Pictures do not belong in your copy. Repeat all the other data exactly.

((

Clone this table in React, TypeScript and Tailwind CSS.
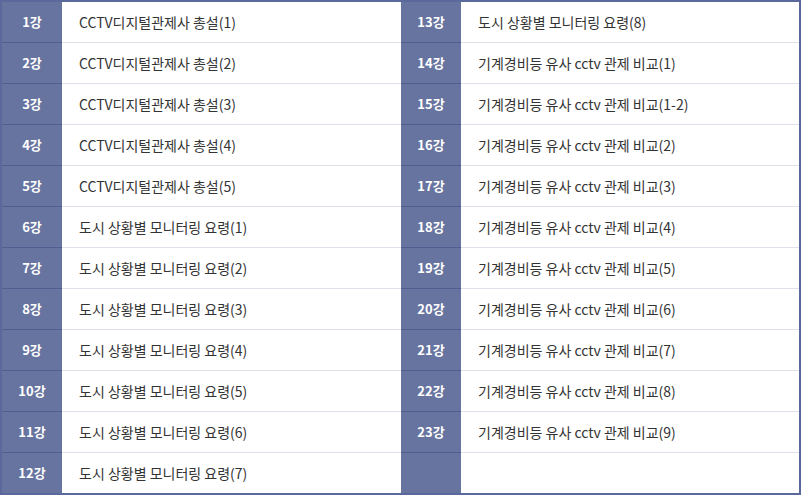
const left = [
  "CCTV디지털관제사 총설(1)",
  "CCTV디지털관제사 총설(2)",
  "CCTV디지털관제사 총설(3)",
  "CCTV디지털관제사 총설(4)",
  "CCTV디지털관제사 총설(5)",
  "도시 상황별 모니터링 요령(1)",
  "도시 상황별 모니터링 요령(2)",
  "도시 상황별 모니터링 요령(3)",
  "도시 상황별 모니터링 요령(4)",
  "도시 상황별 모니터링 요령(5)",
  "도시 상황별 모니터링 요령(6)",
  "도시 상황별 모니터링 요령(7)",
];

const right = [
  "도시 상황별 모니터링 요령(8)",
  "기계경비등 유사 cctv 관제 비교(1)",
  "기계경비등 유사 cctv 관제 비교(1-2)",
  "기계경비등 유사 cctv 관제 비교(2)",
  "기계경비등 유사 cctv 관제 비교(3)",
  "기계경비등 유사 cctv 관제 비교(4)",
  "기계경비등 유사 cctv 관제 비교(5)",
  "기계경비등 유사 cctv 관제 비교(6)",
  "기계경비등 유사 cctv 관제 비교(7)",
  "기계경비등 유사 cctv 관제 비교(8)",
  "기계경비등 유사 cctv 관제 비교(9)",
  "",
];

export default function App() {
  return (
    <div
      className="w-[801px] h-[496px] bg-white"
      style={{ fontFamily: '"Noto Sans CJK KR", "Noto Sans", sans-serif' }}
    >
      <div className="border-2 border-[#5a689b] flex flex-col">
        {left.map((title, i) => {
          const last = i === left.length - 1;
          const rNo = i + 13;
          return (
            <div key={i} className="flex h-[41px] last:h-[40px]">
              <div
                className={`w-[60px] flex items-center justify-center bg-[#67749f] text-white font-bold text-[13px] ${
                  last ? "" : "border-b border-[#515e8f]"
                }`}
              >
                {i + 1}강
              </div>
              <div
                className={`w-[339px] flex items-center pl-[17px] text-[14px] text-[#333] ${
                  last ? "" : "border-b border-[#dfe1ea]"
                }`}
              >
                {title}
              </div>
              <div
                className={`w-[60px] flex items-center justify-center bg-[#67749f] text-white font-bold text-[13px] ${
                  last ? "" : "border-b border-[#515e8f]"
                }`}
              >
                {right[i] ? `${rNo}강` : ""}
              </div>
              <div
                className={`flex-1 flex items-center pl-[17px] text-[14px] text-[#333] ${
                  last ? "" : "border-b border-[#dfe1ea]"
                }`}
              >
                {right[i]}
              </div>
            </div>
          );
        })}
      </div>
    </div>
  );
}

))

# [The response]
Clone this table in React, TypeScript and Tailwind CSS.
const left = [
  "CCTV디지털관제사 총설(1)",
  "CCTV디지털관제사 총설(2)",
  "CCTV디지털관제사 총설(3)",
  "CCTV디지털관제사 총설(4)",
  "CCTV디지털관제사 총설(5)",
  "도시 상황별 모니터링 요령(1)",
  "도시 상황별 모니터링 요령(2)",
  "도시 상황별 모니터링 요령(3)",
  "도시 상황별 모니터링 요령(4)",
  "도시 상황별 모니터링 요령(5)",
  "도시 상황별 모니터링 요령(6)",
  "도시 상황별 모니터링 요령(7)",
];

const right = [
  "도시 상황별 모니터링 요령(8)",
  "기계경비등 유사 cctv 관제 비교(1)",
  "기계경비등 유사 cctv 관제 비교(1-2)",
  "기계경비등 유사 cctv 관제 비교(2)",
  "기계경비등 유사 cctv 관제 비교(3)",
  "기계경비등 유사 cctv 관제 비교(4)",
  "기계경비등 유사 cctv 관제 비교(5)",
  "기계경비등 유사 cctv 관제 비교(6)",
  "기계경비등 유사 cctv 관제 비교(7)",
  "기계경비등 유사 cctv 관제 비교(8)",
  "기계경비등 유사 cctv 관제 비교(9)",
  "",
];

export default function App() {
  return (
    <div
      className="w-[801px] h-[496px] bg-white"
      style={{ fontFamily: '"Noto Sans CJK KR", "Noto Sans", sans-serif' }}
    >
      <div className="border-2 border-[#5a689b] flex flex-col">
        {left.map((title, i) => {
          const last = i === left.length - 1;
          const rNo = i + 13;
          return (
            <div key={i} className="flex h-[41px] last:h-[40px]">
              <div
                className={`w-[60px] flex items-center justify-center bg-[#67749f] text-white font-bold text-[13px] ${
                  last ? "" : "border-b border-[#515e8f]"
                }`}
              >
                {i + 1}강
              </div>
              <div
                className={`w-[339px] flex items-center pl-[17px] text-[14px] text-[#333] ${
                  last ? "" : "border-b border-[#dfe1ea]"
                }`}
              >
                {title}
              </div>
              <div
                className={`w-[60px] flex items-center justify-center bg-[#67749f] text-white font-bold text-[13px] ${
                  last ? "" : "border-b border-[#515e8f]"
                }`}
              >
                {right[i] ? `${rNo}강` : ""}
              </div>
              <div
                className={`flex-1 flex items-center pl-[17px] text-[14px] text-[#333] ${
                  last ? "" : "border-b border-[#dfe1ea]"
                }`}
              >
                {right[i]}
              </div>
            </div>
          );
        })}
      </div>
    </div>
  );
}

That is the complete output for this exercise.